The evil "cabal" warbands tend to have largely interchangable troops, but included werewolves, vampires, mummies and their servants, evil scarecrows and headless horsemen, circus freaks including killer clowns (my particular nightmare, even now!), a witch coven, Dr. Moreau hybrids beast-men, witchdoctors and zombies, Victorian villans a la Jack the Ripper, Invisible Man, Hyde.
All heroes and units have a points system to balance games.

Equipment, Relics and Rippertech
There is about 30 equipment types ranging from mini-crossbows, silver daggers and throwing knives to whips, holy water, wolfsbane and ripper claws.  There are a dozen holy relics such as Bibles and blessed weapons.  "Ripper" implants included gills, cat eyes, demon blood, werewolf claws and vampire fangs.  Evil cabals do not have Rippertech but can upgrade their monsters with "bloodlines" which upgrades particular abilities.

The ubiquitous Savage Worlds system is solid as usual. Unsurprisingly, Rippers has a more Victorian slant than the excellent Solomon Kane (which is more 16th/17th century). In addition, it meshes neatly with the Rippers RPG if you want additional flavour. The terrain system is good, the limited missions are expanded upon, there is managable equipment and special ability lists, and Rippers has its own miniatures line, to boot.
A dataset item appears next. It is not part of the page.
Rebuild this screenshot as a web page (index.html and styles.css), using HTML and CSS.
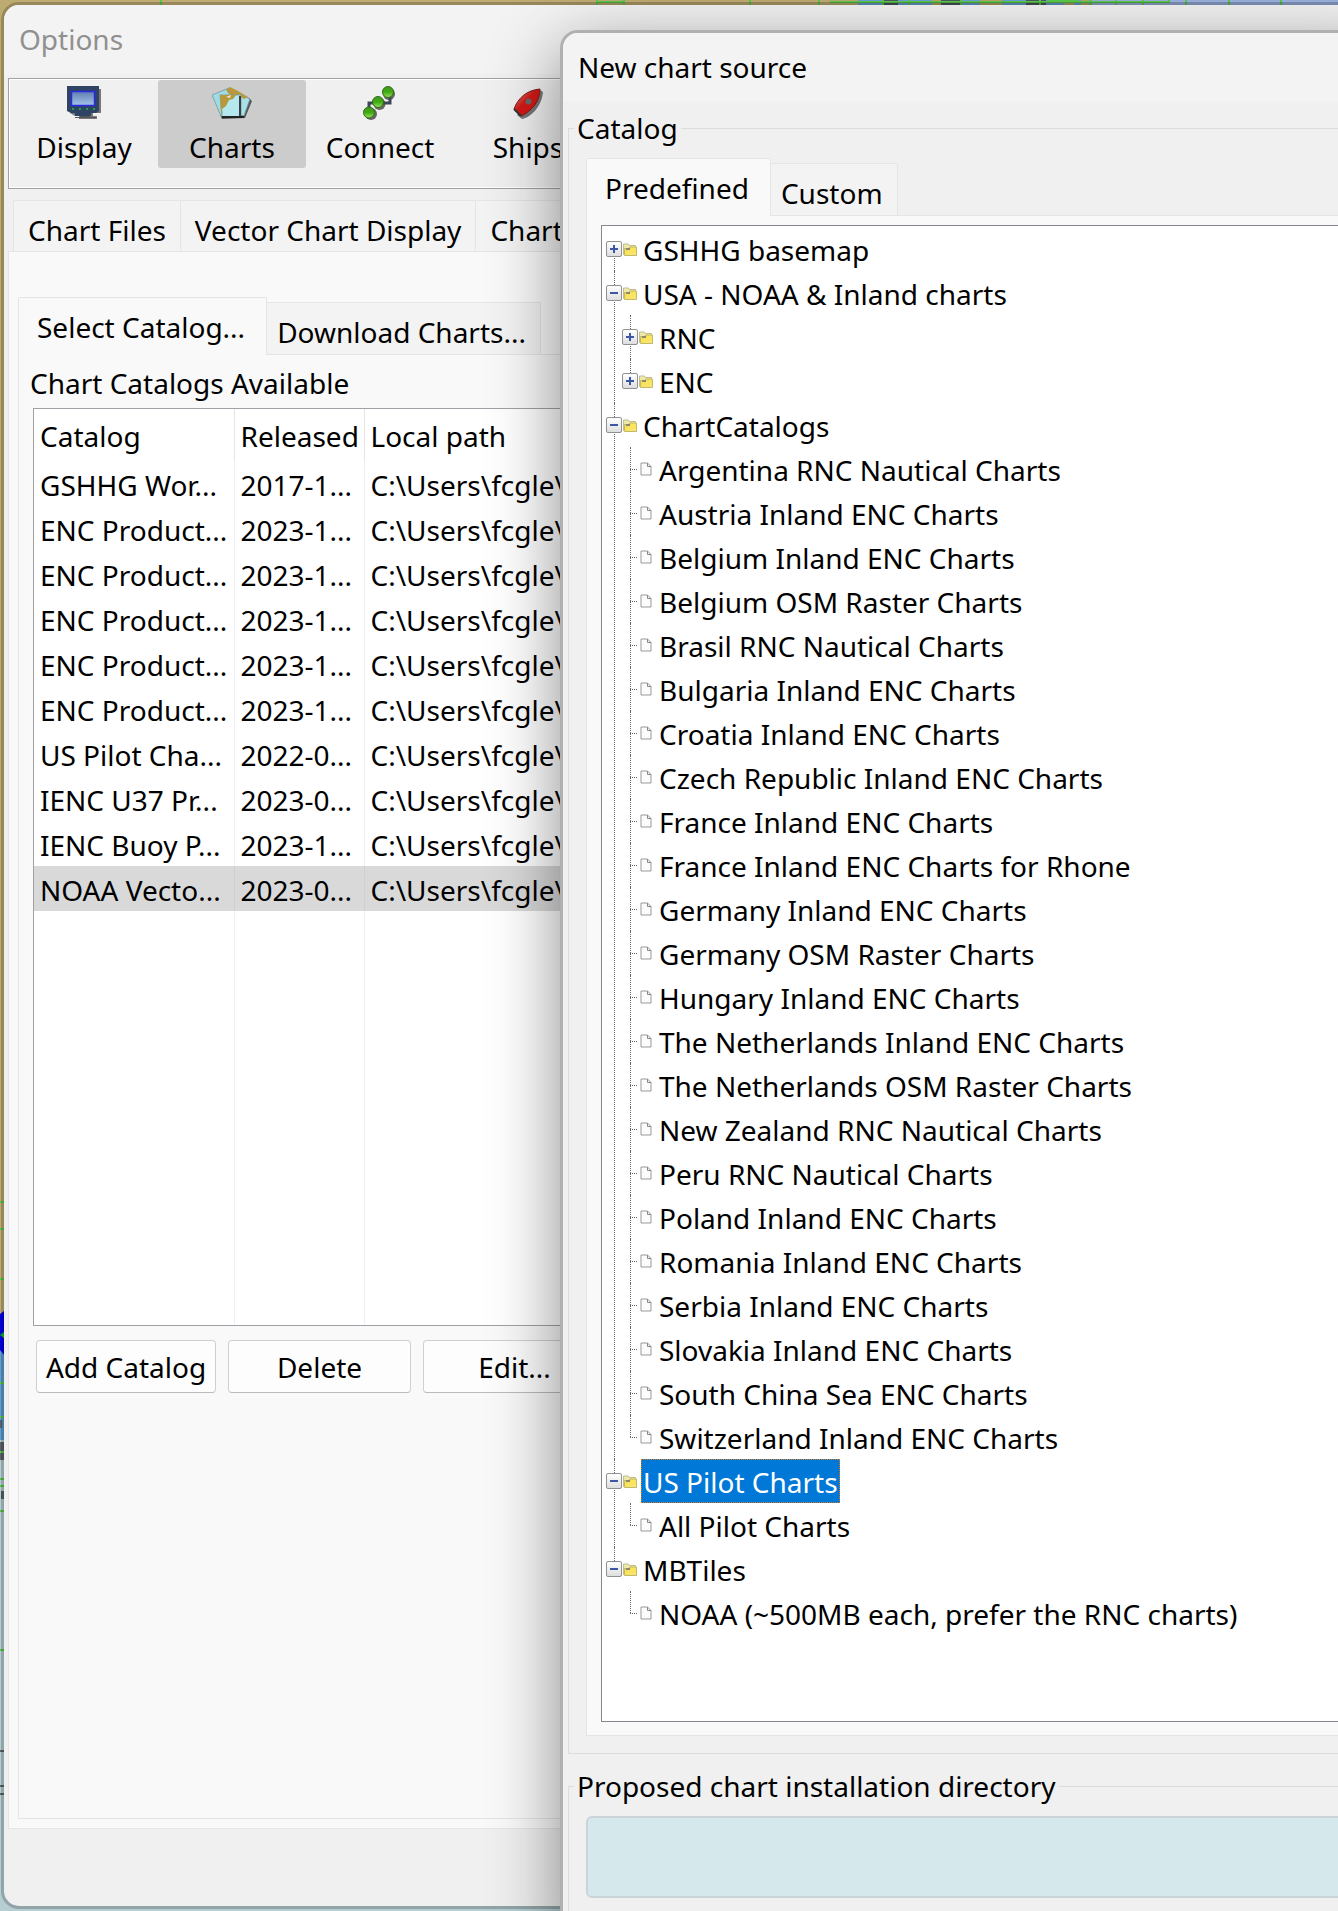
FILE: index.html
```html
<!DOCTYPE html>
<html lang="en">
<head>
<meta charset="utf-8">
<title>Options</title>
<link rel="stylesheet" href="styles.css">
</head>
<body>
<svg class="sprite" aria-hidden="true">
  <defs>
    <linearGradient id="yellow" x1="0" y1="0" x2="1" y2="1"><stop offset="0" stop-color="#f7e04a"/><stop offset="1" stop-color="#f9e773"/></linearGradient>
    <linearGradient id="screen" x1="0" y1="0" x2="0" y2="1"><stop offset="0" stop-color="#5f7fb2"/><stop offset="1" stop-color="#a5c3ea"/></linearGradient>
    <linearGradient id="green" x1="0" y1="0" x2="0" y2="1"><stop offset="0" stop-color="#3f9a1c"/><stop offset=".5" stop-color="#3faa12"/><stop offset="1" stop-color="#9be05c"/></linearGradient>
    <linearGradient id="red" x1="0" y1="0" x2="1" y2="1"><stop offset="0" stop-color="#e58a86"/><stop offset=".45" stop-color="#cf1a16"/><stop offset="1" stop-color="#e01010"/></linearGradient>
    <symbol id="folder" viewBox="0 0 14 13">
      <path d="M0.500 11.500V1h5l1 1.500H12.500v9z" fill="#efe9a8" stroke="#c0bb94"/>
      <path d="M1.500 12.500V5.500h4l1.500-1.500H13.500v8.500z" fill="url(#yellow)" stroke="#c2b86a"/>
      <path d="M3 5h4v2H3z" fill="#8a8a6a"/>
    </symbol>
    <symbol id="page" viewBox="0 0 12 14">
      <path d="M1 1h6.500L11 4.500V13H1z" fill="#fcfcfc" stroke="#999"/>
      <path d="M7.500 1v3.500H11" fill="none" stroke="#888"/>
    </symbol>
  </defs>
</svg>

<svg class="map-top" aria-hidden="true" width="1338" height="5">
  <path d="M161 0v5M597 2h27M597 0v5M624 0v5M750 0v5M819 0v5" stroke="#5ac94a" stroke-width="2" fill="none"/>
  <path d="M858 0h232v5H858z" fill="#6a9fd2"/>
  <path d="M1090 0h248v5h-248z" fill="#9ab0dc"/>
  <path d="M884 0h14v5h-14zM941 0h20v5h-20zM1026 0h20v5h-20z" fill="#4d5560"/>
  <path d="M932 0h9v5h-9zM980 0h22v5h-22zM1064 3h10v2h-10zM1081 0h8v5h-8z" fill="#b5a565"/>
  <path d="M830 2h340M883 0v5M909 0v5M961 0v5M1040 0v5M1091 0v5M1116 0v5M1143 0v5M1169 0v3M1186 0v5M1229 0v5M1281 0v5" stroke="#5ac94a" stroke-width="2" fill="none"/>
  <path d="M1048 0h30v3h-30z" fill="#5ac94a"/>
</svg>
<svg class="map-left" aria-hidden="true" width="5" height="1911">
  <path d="M0 1320h5v120H0z" fill="#5f9fd2"/>
  <path d="M0 1440h5v471H0z" fill="#b6cdd1"/>
  <path d="M0 1314l4-3h1v45l-5-6z" fill="#0000e8"/>
  <path d="M0 1442h5v18H0zM0 1420h2v8H0zM1 1491h4v8H1zM0 1750h5v2H0zM0 1785h5v2H0zM0 1793h5v2H0z" fill="#5c6468"/>
  <path d="M0 1202h5M0 1229h5M0 1279h5M0 1383h5M0 1417h5M0 1452h5M0 1479h5M0 1486h5M0 1511h5M0 1650h5" stroke="#5ac94a" stroke-width="2"/>
  <path d="M0 1335l5-4v8z" fill="#10c020"/>
</svg>

<main class="window options">
  <h1 class="titlebar inactive">Options</h1>
  <nav class="toolbar">
    <button class="tool"><svg width="34" height="34" viewBox="0 0 34 34"><path d="M3 3h31v24h-8v3h4v3H12v-3H8l-5-3z" fill="#777"/><path d="M0 0h32v25l-3 2H4l-4-2zM8 27h16v3H8z" fill="#2f4464"/><path d="M13 30h10v1h6v1H8v-1h5z" fill="#555"/><path d="M4.500 5.500h23v14h-23z" fill="url(#screen)" stroke="#2a2ae0" stroke-width="1.500"/><path d="M5 23h2M12 23h2M19 23h2M26 23h2" stroke="#1ea43c" stroke-width="2"/></svg>Display</button>
    <button class="tool active"><svg width="40" height="34" viewBox="0 0 40 34"><path d="M10 33l-2-4 20-1 9-16 3 3-7 17z" fill="#555"/><path d="M0 9L17 2l4 4-12 24z" fill="#9fdbe2" stroke="#7fa4a8"/><path d="M20 4l18 9-6 17-12-2z" fill="#a8e2e8" stroke="#6c8f94"/><path d="M14 4l4-3 8 4 10 6-4 2-5-3-4 2-6-4z" fill="#b8983c"/><path d="M8 9h21v22H10z" fill="#b4e8ee" stroke="#7aa0a4"/><path d="M8 9h16l-3 4-4 1-3 6-4 3 1 6-2-5z" fill="#b8983c"/><path d="M14 11l5-2-1 3z" fill="#f0e6c4"/><path d="M28 10v20" stroke="#3a3f40" stroke-width="2"/><path d="M10 31h22" stroke="#222" stroke-width="2"/></svg>Charts</button>
    <button class="tool"><svg width="34" height="34" viewBox="0 0 34 34"><g fill="#666"><circle cx="26" cy="8" r="6"/><circle cx="16.500" cy="18" r="6"/><circle cx="8" cy="28" r="6"/></g><path d="M6 24v-7h10M16 17h11V8" fill="none" stroke="#3c4856" stroke-width="3"/><g fill="url(#green)" stroke="#2e6b1a"><circle cx="25" cy="6" r="5.500"/><circle cx="15" cy="16" r="5.500"/><circle cx="6" cy="26.500" r="5.500"/></g></svg>Connect</button>
    <button class="tool"><svg width="34" height="34" viewBox="0 0 34 34"><path d="M6 29l5 4C21 31 31 19 32 6l-3-2z" fill="#777"/><path d="M3 23C7 12 16 4 29 3c0 12-8 22-19 27z" fill="url(#red)" stroke="#7a1a18"/><path d="M3 23l7 7" stroke="#333" stroke-width="2"/><circle cx="17.500" cy="15.500" r="3" fill="#666a6c"/></svg>Ships</button>
  </nav>

  <div class="tabs outer-tabs" role="tablist">
    <button class="tab" role="tab">Chart Files</button>
    <button class="tab" role="tab">Vector Chart Display</button>
    <button class="tab" role="tab">Chart Groups</button>
  </div>
  <section class="panel outer-panel">
    <div class="tabs" role="tablist">
      <button class="tab selected" role="tab" aria-selected="true">Select Catalog...</button>
      <button class="tab" role="tab">Download Charts...</button>
    </div>
    <div class="panel catalogs">
      <h2 class="caption">Chart Catalogs Available</h2>
      <div class="list">
        <table>
          <colgroup><col class="c-name"><col class="c-date"><col></colgroup>
          <thead><tr><th>Catalog</th><th>Released</th><th>Local path</th></tr></thead>
          <tbody>
            <tr><td>GSHHG Wor...</td><td>2017-1...</td><td>C:\Users\fcgle\</td></tr>
            <tr><td>ENC Product...</td><td>2023-1...</td><td>C:\Users\fcgle\</td></tr>
            <tr><td>ENC Product...</td><td>2023-1...</td><td>C:\Users\fcgle\</td></tr>
            <tr><td>ENC Product...</td><td>2023-1...</td><td>C:\Users\fcgle\</td></tr>
            <tr><td>ENC Product...</td><td>2023-1...</td><td>C:\Users\fcgle\</td></tr>
            <tr><td>ENC Product...</td><td>2023-1...</td><td>C:\Users\fcgle\</td></tr>
            <tr><td>US Pilot Cha...</td><td>2022-0...</td><td>C:\Users\fcgle\</td></tr>
            <tr><td>IENC U37 Pr...</td><td>2023-0...</td><td>C:\Users\fcgle\</td></tr>
            <tr><td>IENC Buoy P...</td><td>2023-1...</td><td>C:\Users\fcgle\</td></tr>
            <tr class="current"><td>NOAA Vecto...</td><td>2023-0...</td><td>C:\Users\fcgle\</td></tr>
            <tr class="filler"><td></td><td></td><td></td></tr>
          </tbody>
        </table>
      </div>
      <div class="actions">
        <button class="btn">Add Catalog</button>
        <button class="btn">Delete</button>
        <button class="btn">Edit...</button>
      </div>
    </div>
  </section>
</main>

<section class="window dialog" role="dialog" aria-labelledby="dialog-title">
  <h1 class="titlebar" id="dialog-title">New chart source</h1>
  <fieldset class="group grow">
    <legend>Catalog</legend>
    <div class="tabs" role="tablist">
      <button class="tab selected" role="tab" aria-selected="true">Predefined</button>
      <button class="tab" role="tab">Custom</button>
    </div>
    <div class="panel tree-panel">
      <ul class="tree">
        <li><div class="node"><button class="toggle" aria-label="Expand"></button><svg class="folder"><use href="#folder"/></svg><span>GSHHG basemap</span></div></li>
        <li><div class="node"><button class="toggle open" aria-label="Collapse"></button><svg class="folder"><use href="#folder"/></svg><span>USA - NOAA &amp; Inland charts</span></div>
          <ul>
            <li><div class="node"><button class="toggle" aria-label="Expand"></button><svg class="folder"><use href="#folder"/></svg><span>RNC</span></div></li>
            <li><div class="node"><button class="toggle" aria-label="Expand"></button><svg class="folder"><use href="#folder"/></svg><span>ENC</span></div></li>
          </ul>
        </li>
        <li><div class="node"><button class="toggle open" aria-label="Collapse"></button><svg class="folder"><use href="#folder"/></svg><span>ChartCatalogs</span></div>
          <ul>
            <li><div class="node leaf"><svg class="page"><use href="#page"/></svg><span>Argentina RNC Nautical Charts</span></div></li>
            <li><div class="node leaf"><svg class="page"><use href="#page"/></svg><span>Austria Inland ENC Charts</span></div></li>
            <li><div class="node leaf"><svg class="page"><use href="#page"/></svg><span>Belgium Inland ENC Charts</span></div></li>
            <li><div class="node leaf"><svg class="page"><use href="#page"/></svg><span>Belgium OSM Raster Charts</span></div></li>
            <li><div class="node leaf"><svg class="page"><use href="#page"/></svg><span>Brasil RNC Nautical Charts</span></div></li>
            <li><div class="node leaf"><svg class="page"><use href="#page"/></svg><span>Bulgaria Inland ENC Charts</span></div></li>
            <li><div class="node leaf"><svg class="page"><use href="#page"/></svg><span>Croatia Inland ENC Charts</span></div></li>
            <li><div class="node leaf"><svg class="page"><use href="#page"/></svg><span>Czech Republic Inland ENC Charts</span></div></li>
            <li><div class="node leaf"><svg class="page"><use href="#page"/></svg><span>France Inland ENC Charts</span></div></li>
            <li><div class="node leaf"><svg class="page"><use href="#page"/></svg><span>France Inland ENC Charts for Rhone</span></div></li>
            <li><div class="node leaf"><svg class="page"><use href="#page"/></svg><span>Germany Inland ENC Charts</span></div></li>
            <li><div class="node leaf"><svg class="page"><use href="#page"/></svg><span>Germany OSM Raster Charts</span></div></li>
            <li><div class="node leaf"><svg class="page"><use href="#page"/></svg><span>Hungary Inland ENC Charts</span></div></li>
            <li><div class="node leaf"><svg class="page"><use href="#page"/></svg><span>The Netherlands Inland ENC Charts</span></div></li>
            <li><div class="node leaf"><svg class="page"><use href="#page"/></svg><span>The Netherlands OSM Raster Charts</span></div></li>
            <li><div class="node leaf"><svg class="page"><use href="#page"/></svg><span>New Zealand RNC Nautical Charts</span></div></li>
            <li><div class="node leaf"><svg class="page"><use href="#page"/></svg><span>Peru RNC Nautical Charts</span></div></li>
            <li><div class="node leaf"><svg class="page"><use href="#page"/></svg><span>Poland Inland ENC Charts</span></div></li>
            <li><div class="node leaf"><svg class="page"><use href="#page"/></svg><span>Romania Inland ENC Charts</span></div></li>
            <li><div class="node leaf"><svg class="page"><use href="#page"/></svg><span>Serbia Inland ENC Charts</span></div></li>
            <li><div class="node leaf"><svg class="page"><use href="#page"/></svg><span>Slovakia Inland ENC Charts</span></div></li>
            <li><div class="node leaf"><svg class="page"><use href="#page"/></svg><span>South China Sea ENC Charts</span></div></li>
            <li><div class="node leaf"><svg class="page"><use href="#page"/></svg><span>Switzerland Inland ENC Charts</span></div></li>
          </ul>
        </li>
        <li><div class="node"><button class="toggle open" aria-label="Collapse"></button><svg class="folder"><use href="#folder"/></svg><span class="picked">US Pilot Charts</span></div>
          <ul>
            <li><div class="node leaf"><svg class="page"><use href="#page"/></svg><span>All Pilot Charts</span></div></li>
          </ul>
        </li>
        <li><div class="node"><button class="toggle open" aria-label="Collapse"></button><svg class="folder"><use href="#folder"/></svg><span>MBTiles</span></div>
          <ul>
            <li><div class="node leaf"><svg class="page"><use href="#page"/></svg><span>NOAA (~500MB each, prefer the RNC charts)</span></div></li>
          </ul>
        </li>
      </ul>
    </div>
  </fieldset>
  <fieldset class="group directory">
    <legend>Proposed chart installation directory</legend>
    <input class="path" type="text" aria-label="Proposed chart installation directory">
  </fieldset>
</section>
</body>
</html>
```
FILE: styles.css
```css
* { box-sizing: border-box; }

body {
  margin: 0;
  position: relative;
  min-height: 100vh;
  overflow: hidden;
  background: linear-gradient(#beab72 70%, #b6cdd1 70%);
  color: #000;
  font: 28px/38px "Noto Sans", "Open Sans", sans-serif;
}

button, input { font: inherit; color: inherit; }
h1, h2, ul { margin: 0; padding: 0; font-size: inherit; font-weight: 400; list-style: none; }

.sprite { position: absolute; width: 0; height: 0; }
.map-top, .map-left { position: absolute; left: 0; top: 0; }

/* Windows */
.window {
  position: absolute;
  display: flex;
  flex-direction: column;
  border: 3px solid rgba(0, 0, 0, 0.2);
  border-radius: 18px;
  background: #f0f0f0;
  background-clip: padding-box;
  overflow: hidden;
}
.options { left: 1px; top: 2px; right: -20px; bottom: 2px; }
.dialog {
  left: 560px; top: 30px; right: -60px; bottom: -40px;
  border-color: #b0b0b0;
  box-shadow: 0 20px 70px rgba(0, 0, 0, 0.45);
}

.titlebar { flex: none; height: 69px; padding: 15px; background: #f3f3f3; }
.titlebar.inactive { color: #909090; }

/* Toolbar */
.toolbar {
  flex: none;
  display: flex;
  align-items: flex-start;
  height: 111px;
  margin: 4px 4px 0;
  border: 1px solid #a0a0a6;
  box-shadow: inset 0 0 0 1px #fff;
  padding: 1px;
}
.tool {
  display: flex;
  flex-direction: column;
  align-items: center;
  gap: 8px;
  width: 148px;
  height: 88px;
  padding: 6px 0 0;
  border: 0;
  border-radius: 3px;
  background: none;
}
.tool svg { flex: none; }
.tool.active { background: #ccc; }

/* Tabs and the panels below them */
.tabs { flex: none; display: flex; align-items: flex-end; }
.tab {
  height: 52px;
  margin: 0 0 0 -1px;
  padding: 10px 14px 4px 10px;
  border: 1px solid #e5e5e5;
  border-bottom: 0;
  border-radius: 2px 2px 0 0;
  background: #f3f3f3;
  line-height: 38px;
  white-space: nowrap;
}
.tab.selected {
  position: relative;
  height: 58px;
  margin: 0 0 -1px;
  padding: 10px 21px 10px 18px;
  background: #f9f9f9;
}
.outer-tabs { margin: 11px 0 0 10px; }
.outer-tabs .tab { height: 51px; padding: 10px 14px 4px; }

.panel {
  flex: 1;
  display: flex;
  flex-direction: column;
  border: 1px solid #e5e5e5;
  background: #f9f9f9;
}
.outer-panel { margin: 0 4px 77px; padding: 45px 9px 9px; }

/* Catalog list */
.catalogs {
  display: grid;
  grid-template-rows: auto 137fr auto 63fr;
  padding: 9px 11px 0;
}
.list {
  margin: 6px 0 0 3px;
  border: 1px solid #a0a0a6;
  background: #fff;
  overflow: hidden;
}
table {
  width: 100%;
  height: 100%;
  table-layout: fixed;
  border-collapse: collapse;
}
.c-name { width: 200px; }
.c-date { width: 130px; }
th, td {
  height: 45px;
  padding: 2px 0 0 6px;
  border-right: 1px solid #eceff6;
  font-weight: 400;
  text-align: left;
  white-space: nowrap;
  overflow: hidden;
}
th { height: 52px; border-right-color: #e5e5e5; }
.current td { background: #d9d9d9; border-right-color: #ccd0d8; }
.filler td { height: auto; }

.actions { display: flex; gap: 12px; margin: 14px 0 0 6px; }
.btn {
  flex: none;
  width: 183px;
  height: 53px;
  padding: 0;
  border: 1px solid #d0d0d0;
  border-bottom-color: #bbb;
  border-radius: 4px;
  background: #fdfdfd;
}
.btn:first-child { width: 180px; }

/* Group boxes */
.group {
  flex: none;
  display: flex;
  flex-direction: column;
  min-width: 0;
  margin: 7px 5px 0;
  padding: 11px 17px 17px;
  border: 1px solid #dcdcdc;
}
.group.grow { flex: 1; }
.group legend { margin-left: -12px; padding: 0 3px; }
.directory { margin-top: 13px; padding: 11px 17px 49px; }
.path {
  width: 100%;
  height: 82px;
  border: 2px solid #cbd5d7;
  border-radius: 6px;
  background: #d5e9ed;
}

/* Tree */
.tree-panel { padding: 9px 14px 13px; }
.tree {
  flex: 1;
  padding: 1px 4px 0;
  border: 1px solid #828790;
  background: #fff;
}
.tree ul { padding-left: 16px; }
.tree li { position: relative; }
.tree li::before {
  content: "";
  position: absolute;
  left: 8px;
  top: 0;
  bottom: 0;
  border-left: 1px dotted #666;
}
.tree > li:first-child::before { top: 22px; }
.tree li:last-child::before { bottom: auto; height: 22px; }
.node { position: relative; display: flex; align-items: center; height: 44px; }
.node span { margin-left: 4px; padding: 3px 1px 1px; border: 1px dotted transparent; }
.node .picked { border-color: #d8741a; background: #0078d7; color: #fff; }
.leaf { padding-left: 18px; }
.leaf::before {
  content: "";
  position: absolute;
  left: 8px;
  top: 22px;
  width: 7px;
  border-top: 1px dotted #666;
}
.folder { flex: none; width: 14px; height: 13px; margin-left: 1px; }
.page { flex: none; width: 12px; height: 14px; margin-right: 1px; }
.toggle {
  flex: none;
  width: 16px;
  height: 16px;
  padding: 0;
  border: 1px solid #919191;
  border-radius: 2px;
  background:
    linear-gradient(#3c56a6, #3c56a6) center / 8px 2px no-repeat,
    linear-gradient(#3c56a6, #3c56a6) center / 2px 8px no-repeat,
    linear-gradient(#fff, #dedede);
}
.toggle.open {
  background:
    linear-gradient(#3c56a6, #3c56a6) center / 8px 2px no-repeat,
    linear-gradient(#fff, #dedede);
}
```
My normal reason not to buy a Savage Worlds game is the bargain "Explorer's Edition" rules contain pretty much the toolkit for any setting you'd want, but Rippers has enough well-focussed content to get the nod. In fact it has a surprising amount of content packed into 80 pages, far more content than you'd expect at first look.

It sits alongside Empire of the Dead and Chaos in Carpathia as a warband-focused competitive system with the Mordhiem-like ability to upgrade and equip warbands in a campaign.  I'll have to do a direct comparison between them one day, but generally I'd say  choosing between them is more a matter of personal preference. Cost-wise,  EotD is a shiny hardback "production" ($40+), CiC is a $10 pdf* and Rippers sits somewhere in between at about $25.  However Rippers (published 2004) seems to be out of print so your best bet is eBay or similar.

Recommended? Simple rules, campaign experience/advancement, and the ability to build and modify diverse warbands? Yes. A solid competitor in the Victorian horror field, with slightly wider scope than its rivals. 
*Edit: Blue Moon and OG also have $25 print copies


  1. Just a note to add that CIC is also available as a print book from Blue Moon or Old Glory for $25.



  2. And from Old Glory UK for £20, saving $60+ postage from the USA. Not much help to antipodeans, however.